> WHAT THE EXERCISE ASKS: Leaving out every picture, quote the data below exactly as it appears.

> PROVIDED DATA:

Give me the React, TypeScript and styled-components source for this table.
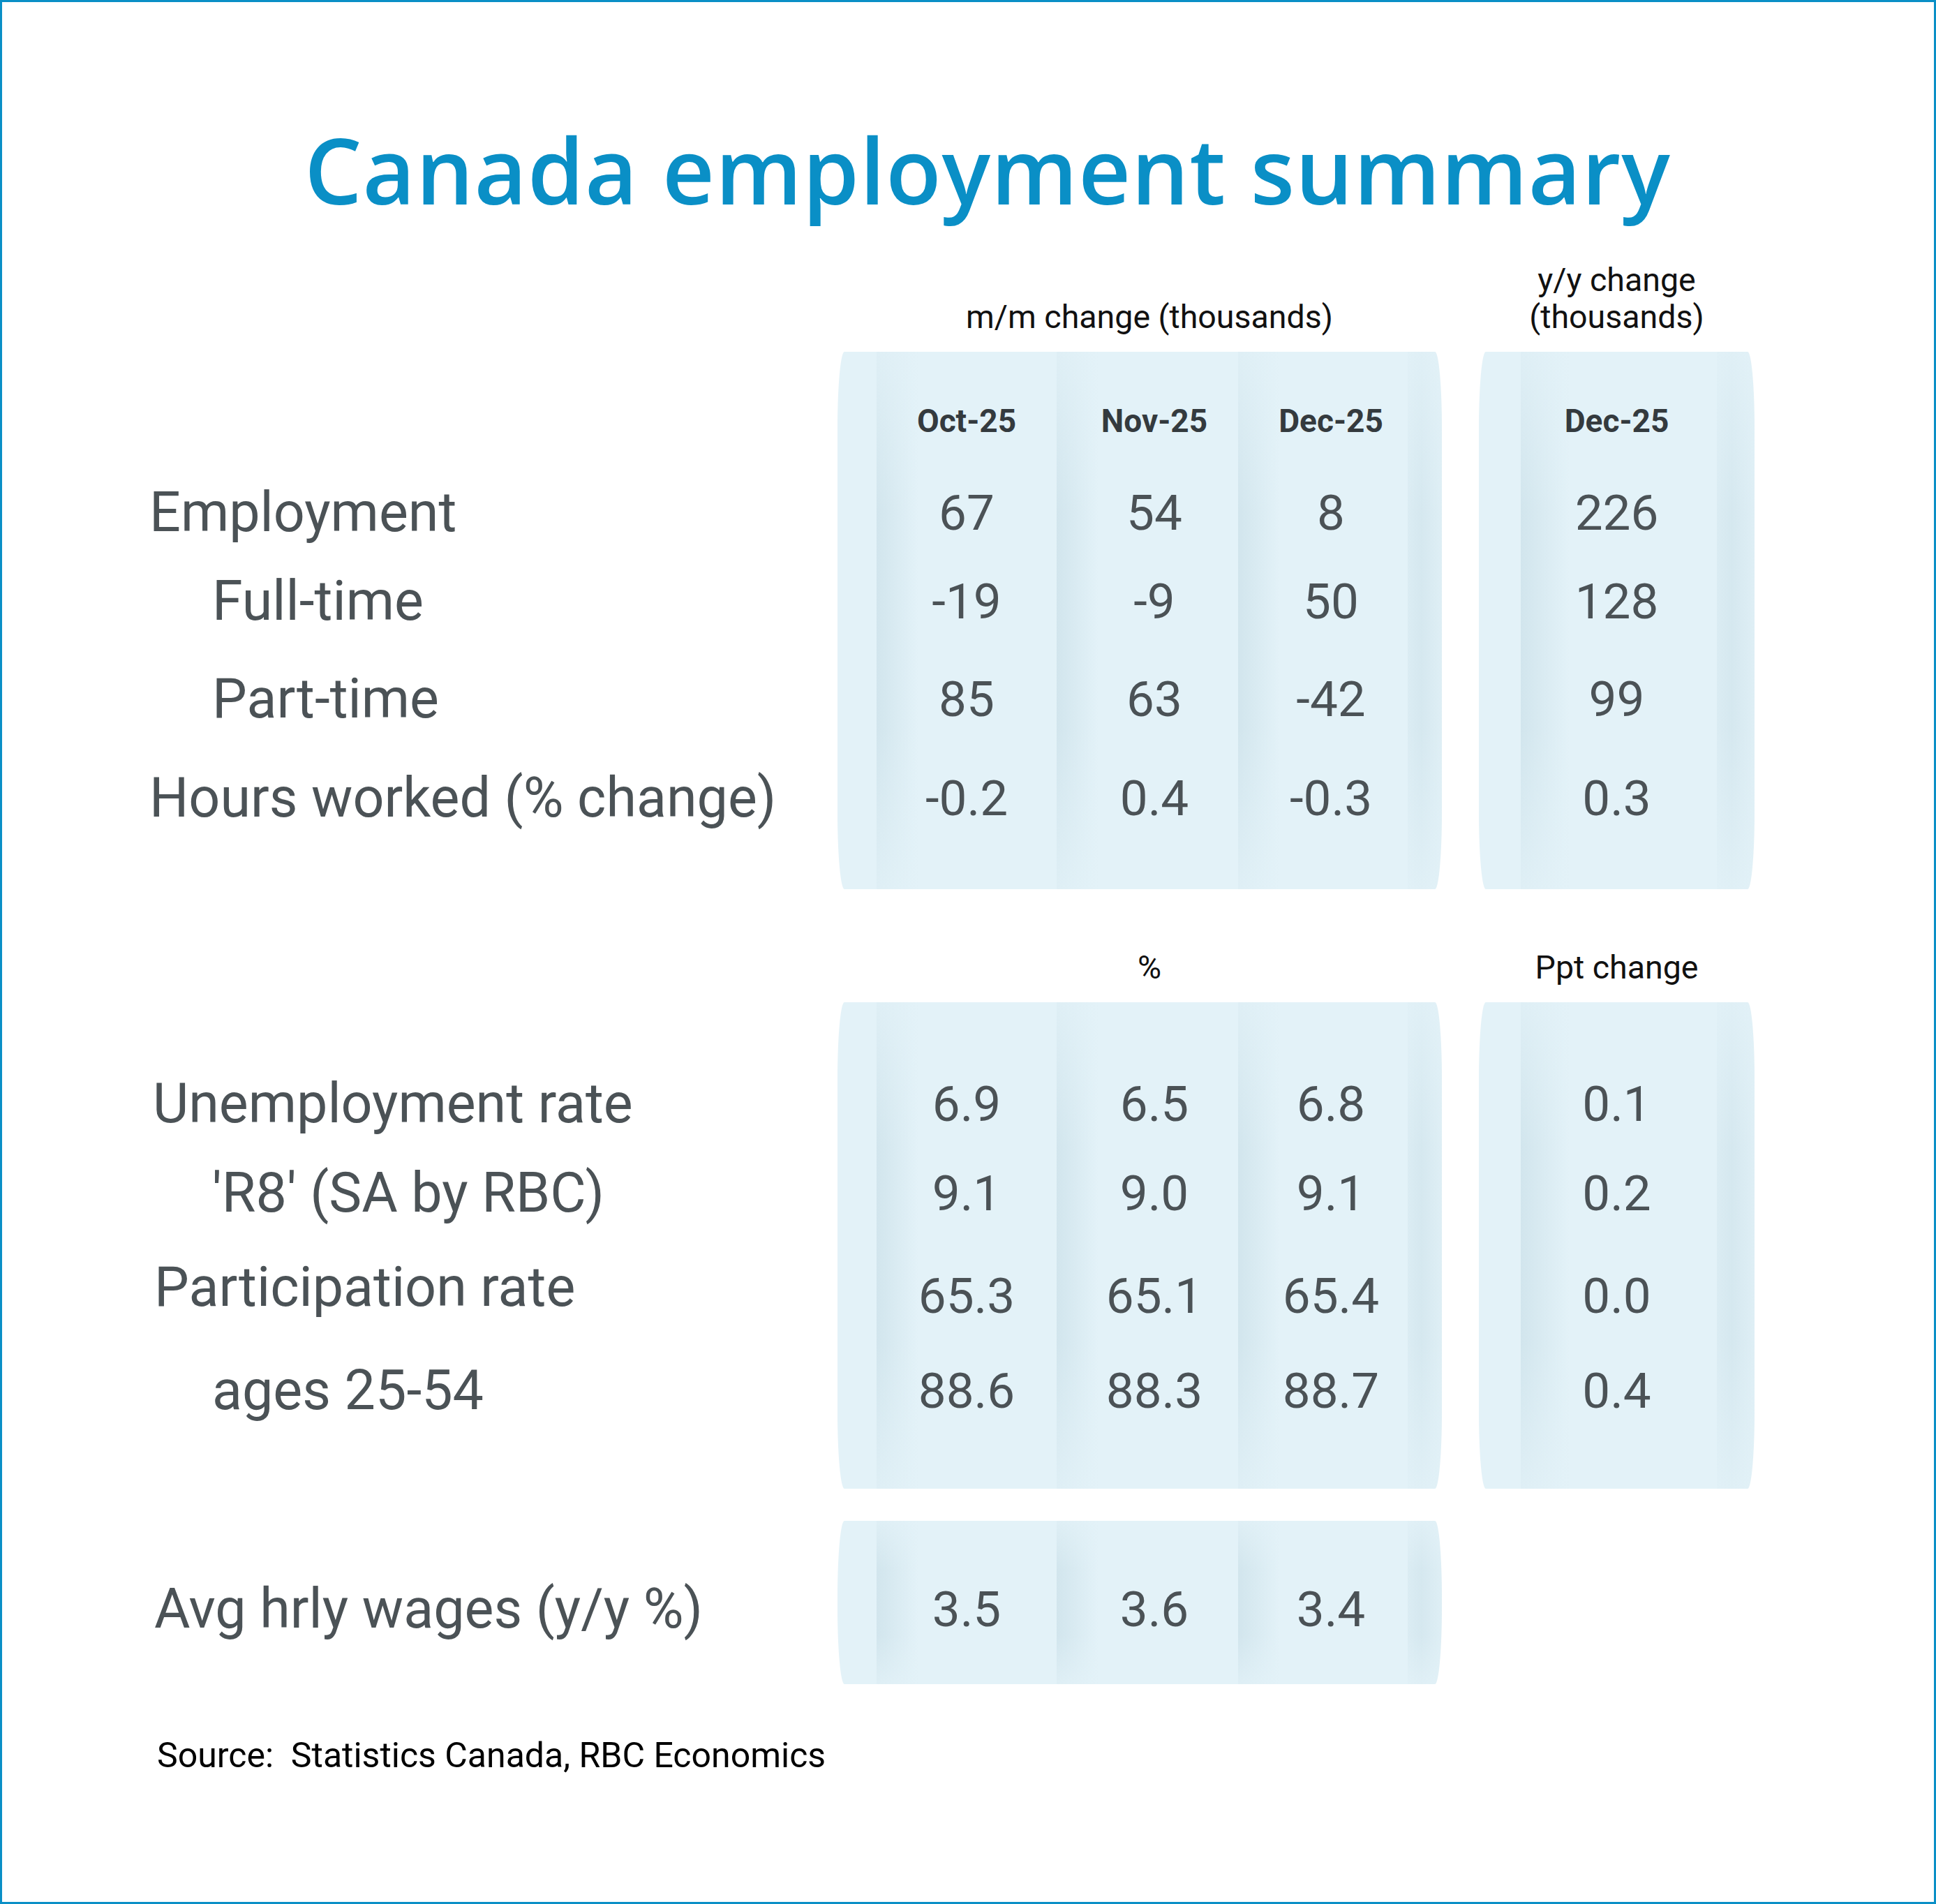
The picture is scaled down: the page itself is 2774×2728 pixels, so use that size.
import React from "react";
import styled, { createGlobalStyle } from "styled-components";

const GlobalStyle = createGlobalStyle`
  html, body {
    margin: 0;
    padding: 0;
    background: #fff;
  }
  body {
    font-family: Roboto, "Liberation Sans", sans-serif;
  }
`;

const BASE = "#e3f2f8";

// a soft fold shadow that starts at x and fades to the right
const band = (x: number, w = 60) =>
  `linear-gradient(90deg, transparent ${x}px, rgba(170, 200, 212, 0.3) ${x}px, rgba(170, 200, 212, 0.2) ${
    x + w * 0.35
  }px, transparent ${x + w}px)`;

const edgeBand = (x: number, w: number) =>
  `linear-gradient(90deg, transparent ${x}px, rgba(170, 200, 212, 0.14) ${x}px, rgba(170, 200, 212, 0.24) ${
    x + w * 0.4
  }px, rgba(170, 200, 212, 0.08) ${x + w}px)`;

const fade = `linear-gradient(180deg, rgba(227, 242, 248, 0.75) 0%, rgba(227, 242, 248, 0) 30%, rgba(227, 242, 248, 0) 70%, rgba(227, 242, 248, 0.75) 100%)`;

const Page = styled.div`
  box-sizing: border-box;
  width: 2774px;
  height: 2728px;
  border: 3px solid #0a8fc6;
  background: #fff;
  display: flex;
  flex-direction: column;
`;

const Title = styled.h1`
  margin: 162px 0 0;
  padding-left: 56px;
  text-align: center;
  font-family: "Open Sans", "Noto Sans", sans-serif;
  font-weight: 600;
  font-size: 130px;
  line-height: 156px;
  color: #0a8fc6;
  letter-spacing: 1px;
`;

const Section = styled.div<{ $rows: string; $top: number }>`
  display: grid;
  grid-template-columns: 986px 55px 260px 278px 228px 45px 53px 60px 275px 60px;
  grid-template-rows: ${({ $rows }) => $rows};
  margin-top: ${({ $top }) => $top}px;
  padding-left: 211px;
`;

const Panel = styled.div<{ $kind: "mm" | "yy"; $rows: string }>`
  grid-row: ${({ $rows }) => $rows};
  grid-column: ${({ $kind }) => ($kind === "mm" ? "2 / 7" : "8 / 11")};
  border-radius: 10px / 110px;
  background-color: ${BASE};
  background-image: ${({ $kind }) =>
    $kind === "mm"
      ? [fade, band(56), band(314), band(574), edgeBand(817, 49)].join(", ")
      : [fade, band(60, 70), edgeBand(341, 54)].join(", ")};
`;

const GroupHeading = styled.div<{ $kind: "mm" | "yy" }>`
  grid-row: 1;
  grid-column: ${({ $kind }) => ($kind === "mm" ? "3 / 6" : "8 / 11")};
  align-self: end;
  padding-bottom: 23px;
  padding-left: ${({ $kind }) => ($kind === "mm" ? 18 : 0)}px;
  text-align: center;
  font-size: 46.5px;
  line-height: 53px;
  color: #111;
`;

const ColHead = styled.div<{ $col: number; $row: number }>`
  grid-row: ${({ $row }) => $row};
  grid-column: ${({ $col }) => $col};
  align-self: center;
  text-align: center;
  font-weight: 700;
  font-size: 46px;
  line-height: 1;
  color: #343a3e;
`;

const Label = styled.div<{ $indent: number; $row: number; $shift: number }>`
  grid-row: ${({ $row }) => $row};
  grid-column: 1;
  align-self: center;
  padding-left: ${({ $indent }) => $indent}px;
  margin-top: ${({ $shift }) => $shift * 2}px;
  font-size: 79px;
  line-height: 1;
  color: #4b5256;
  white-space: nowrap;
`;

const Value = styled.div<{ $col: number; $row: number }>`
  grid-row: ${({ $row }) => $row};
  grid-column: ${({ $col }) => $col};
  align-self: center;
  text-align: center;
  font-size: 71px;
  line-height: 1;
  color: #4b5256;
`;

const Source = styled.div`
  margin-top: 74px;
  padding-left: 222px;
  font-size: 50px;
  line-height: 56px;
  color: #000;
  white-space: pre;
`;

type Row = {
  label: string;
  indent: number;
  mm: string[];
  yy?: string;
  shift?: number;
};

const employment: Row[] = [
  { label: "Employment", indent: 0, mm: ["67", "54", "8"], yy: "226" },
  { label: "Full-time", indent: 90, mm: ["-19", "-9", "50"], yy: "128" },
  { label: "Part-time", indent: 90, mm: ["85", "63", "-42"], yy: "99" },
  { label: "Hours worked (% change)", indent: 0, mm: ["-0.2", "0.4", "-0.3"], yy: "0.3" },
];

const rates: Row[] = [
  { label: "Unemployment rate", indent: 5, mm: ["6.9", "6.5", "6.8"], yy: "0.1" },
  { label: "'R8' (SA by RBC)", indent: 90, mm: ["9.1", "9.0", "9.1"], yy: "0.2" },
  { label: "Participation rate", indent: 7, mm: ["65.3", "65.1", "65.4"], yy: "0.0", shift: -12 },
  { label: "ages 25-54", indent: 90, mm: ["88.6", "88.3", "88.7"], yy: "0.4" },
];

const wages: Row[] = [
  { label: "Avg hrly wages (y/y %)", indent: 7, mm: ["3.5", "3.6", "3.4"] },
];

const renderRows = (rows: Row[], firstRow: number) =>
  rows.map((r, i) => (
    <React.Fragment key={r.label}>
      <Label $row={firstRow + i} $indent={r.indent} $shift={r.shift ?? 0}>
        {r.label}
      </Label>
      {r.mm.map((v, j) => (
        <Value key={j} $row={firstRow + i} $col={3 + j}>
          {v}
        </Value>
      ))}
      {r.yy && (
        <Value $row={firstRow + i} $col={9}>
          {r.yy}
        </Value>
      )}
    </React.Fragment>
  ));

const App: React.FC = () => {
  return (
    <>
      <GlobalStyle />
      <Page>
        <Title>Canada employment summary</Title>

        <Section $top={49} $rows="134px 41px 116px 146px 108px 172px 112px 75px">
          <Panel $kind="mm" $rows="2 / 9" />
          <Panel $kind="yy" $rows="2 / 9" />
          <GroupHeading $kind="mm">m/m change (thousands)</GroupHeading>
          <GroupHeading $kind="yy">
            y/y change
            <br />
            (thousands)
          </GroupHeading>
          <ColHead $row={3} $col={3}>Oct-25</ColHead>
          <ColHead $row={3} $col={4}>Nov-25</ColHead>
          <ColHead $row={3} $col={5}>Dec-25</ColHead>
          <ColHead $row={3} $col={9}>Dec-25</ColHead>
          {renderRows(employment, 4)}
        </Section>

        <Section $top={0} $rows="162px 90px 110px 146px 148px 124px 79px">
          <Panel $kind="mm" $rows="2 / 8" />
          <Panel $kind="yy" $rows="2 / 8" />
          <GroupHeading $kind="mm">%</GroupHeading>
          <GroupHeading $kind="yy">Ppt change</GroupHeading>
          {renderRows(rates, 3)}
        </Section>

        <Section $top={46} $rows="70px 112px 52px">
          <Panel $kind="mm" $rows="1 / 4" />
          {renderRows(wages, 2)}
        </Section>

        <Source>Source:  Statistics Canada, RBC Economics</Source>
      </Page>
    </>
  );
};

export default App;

> SOLUTION FOR THIS TASK:
Give me the React, TypeScript and styled-components source for this table.
The picture is scaled down: the page itself is 2774×2728 pixels, so use that size.
import React from "react";
import styled, { createGlobalStyle } from "styled-components";

const GlobalStyle = createGlobalStyle`
  html, body {
    margin: 0;
    padding: 0;
    background: #fff;
  }
  body {
    font-family: Roboto, "Liberation Sans", sans-serif;
  }
`;

const BASE = "#e3f2f8";

// a soft fold shadow that starts at x and fades to the right
const band = (x: number, w = 60) =>
  `linear-gradient(90deg, transparent ${x}px, rgba(170, 200, 212, 0.3) ${x}px, rgba(170, 200, 212, 0.2) ${
    x + w * 0.35
  }px, transparent ${x + w}px)`;

const edgeBand = (x: number, w: number) =>
  `linear-gradient(90deg, transparent ${x}px, rgba(170, 200, 212, 0.14) ${x}px, rgba(170, 200, 212, 0.24) ${
    x + w * 0.4
  }px, rgba(170, 200, 212, 0.08) ${x + w}px)`;

const fade = `linear-gradient(180deg, rgba(227, 242, 248, 0.75) 0%, rgba(227, 242, 248, 0) 30%, rgba(227, 242, 248, 0) 70%, rgba(227, 242, 248, 0.75) 100%)`;

const Page = styled.div`
  box-sizing: border-box;
  width: 2774px;
  height: 2728px;
  border: 3px solid #0a8fc6;
  background: #fff;
  display: flex;
  flex-direction: column;
`;

const Title = styled.h1`
  margin: 162px 0 0;
  padding-left: 56px;
  text-align: center;
  font-family: "Open Sans", "Noto Sans", sans-serif;
  font-weight: 600;
  font-size: 130px;
  line-height: 156px;
  color: #0a8fc6;
  letter-spacing: 1px;
`;

const Section = styled.div<{ $rows: string; $top: number }>`
  display: grid;
  grid-template-columns: 986px 55px 260px 278px 228px 45px 53px 60px 275px 60px;
  grid-template-rows: ${({ $rows }) => $rows};
  margin-top: ${({ $top }) => $top}px;
  padding-left: 211px;
`;

const Panel = styled.div<{ $kind: "mm" | "yy"; $rows: string }>`
  grid-row: ${({ $rows }) => $rows};
  grid-column: ${({ $kind }) => ($kind === "mm" ? "2 / 7" : "8 / 11")};
  border-radius: 10px / 110px;
  background-color: ${BASE};
  background-image: ${({ $kind }) =>
    $kind === "mm"
      ? [fade, band(56), band(314), band(574), edgeBand(817, 49)].join(", ")
      : [fade, band(60, 70), edgeBand(341, 54)].join(", ")};
`;

const GroupHeading = styled.div<{ $kind: "mm" | "yy" }>`
  grid-row: 1;
  grid-column: ${({ $kind }) => ($kind === "mm" ? "3 / 6" : "8 / 11")};
  align-self: end;
  padding-bottom: 23px;
  padding-left: ${({ $kind }) => ($kind === "mm" ? 18 : 0)}px;
  text-align: center;
  font-size: 46.5px;
  line-height: 53px;
  color: #111;
`;

const ColHead = styled.div<{ $col: number; $row: number }>`
  grid-row: ${({ $row }) => $row};
  grid-column: ${({ $col }) => $col};
  align-self: center;
  text-align: center;
  font-weight: 700;
  font-size: 46px;
  line-height: 1;
  color: #343a3e;
`;

const Label = styled.div<{ $indent: number; $row: number; $shift: number }>`
  grid-row: ${({ $row }) => $row};
  grid-column: 1;
  align-self: center;
  padding-left: ${({ $indent }) => $indent}px;
  margin-top: ${({ $shift }) => $shift * 2}px;
  font-size: 79px;
  line-height: 1;
  color: #4b5256;
  white-space: nowrap;
`;

const Value = styled.div<{ $col: number; $row: number }>`
  grid-row: ${({ $row }) => $row};
  grid-column: ${({ $col }) => $col};
  align-self: center;
  text-align: center;
  font-size: 71px;
  line-height: 1;
  color: #4b5256;
`;

const Source = styled.div`
  margin-top: 74px;
  padding-left: 222px;
  font-size: 50px;
  line-height: 56px;
  color: #000;
  white-space: pre;
`;

type Row = {
  label: string;
  indent: number;
  mm: string[];
  yy?: string;
  shift?: number;
};

const employment: Row[] = [
  { label: "Employment", indent: 0, mm: ["67", "54", "8"], yy: "226" },
  { label: "Full-time", indent: 90, mm: ["-19", "-9", "50"], yy: "128" },
  { label: "Part-time", indent: 90, mm: ["85", "63", "-42"], yy: "99" },
  { label: "Hours worked (% change)", indent: 0, mm: ["-0.2", "0.4", "-0.3"], yy: "0.3" },
];

const rates: Row[] = [
  { label: "Unemployment rate", indent: 5, mm: ["6.9", "6.5", "6.8"], yy: "0.1" },
  { label: "'R8' (SA by RBC)", indent: 90, mm: ["9.1", "9.0", "9.1"], yy: "0.2" },
  { label: "Participation rate", indent: 7, mm: ["65.3", "65.1", "65.4"], yy: "0.0", shift: -12 },
  { label: "ages 25-54", indent: 90, mm: ["88.6", "88.3", "88.7"], yy: "0.4" },
];

const wages: Row[] = [
  { label: "Avg hrly wages (y/y %)", indent: 7, mm: ["3.5", "3.6", "3.4"] },
];

const renderRows = (rows: Row[], firstRow: number) =>
  rows.map((r, i) => (
    <React.Fragment key={r.label}>
      <Label $row={firstRow + i} $indent={r.indent} $shift={r.shift ?? 0}>
        {r.label}
      </Label>
      {r.mm.map((v, j) => (
        <Value key={j} $row={firstRow + i} $col={3 + j}>
          {v}
        </Value>
      ))}
      {r.yy && (
        <Value $row={firstRow + i} $col={9}>
          {r.yy}
        </Value>
      )}
    </React.Fragment>
  ));

const App: React.FC = () => {
  return (
    <>
      <GlobalStyle />
      <Page>
        <Title>Canada employment summary</Title>

        <Section $top={49} $rows="134px 41px 116px 146px 108px 172px 112px 75px">
          <Panel $kind="mm" $rows="2 / 9" />
          <Panel $kind="yy" $rows="2 / 9" />
          <GroupHeading $kind="mm">m/m change (thousands)</GroupHeading>
          <GroupHeading $kind="yy">
            y/y change
            <br />
            (thousands)
          </GroupHeading>
          <ColHead $row={3} $col={3}>Oct-25</ColHead>
          <ColHead $row={3} $col={4}>Nov-25</ColHead>
          <ColHead $row={3} $col={5}>Dec-25</ColHead>
          <ColHead $row={3} $col={9}>Dec-25</ColHead>
          {renderRows(employment, 4)}
        </Section>

        <Section $top={0} $rows="162px 90px 110px 146px 148px 124px 79px">
          <Panel $kind="mm" $rows="2 / 8" />
          <Panel $kind="yy" $rows="2 / 8" />
          <GroupHeading $kind="mm">%</GroupHeading>
          <GroupHeading $kind="yy">Ppt change</GroupHeading>
          {renderRows(rates, 3)}
        </Section>

        <Section $top={46} $rows="70px 112px 52px">
          <Panel $kind="mm" $rows="1 / 4" />
          {renderRows(wages, 2)}
        </Section>

        <Source>Source:  Statistics Canada, RBC Economics</Source>
      </Page>
    </>
  );
};

export default App;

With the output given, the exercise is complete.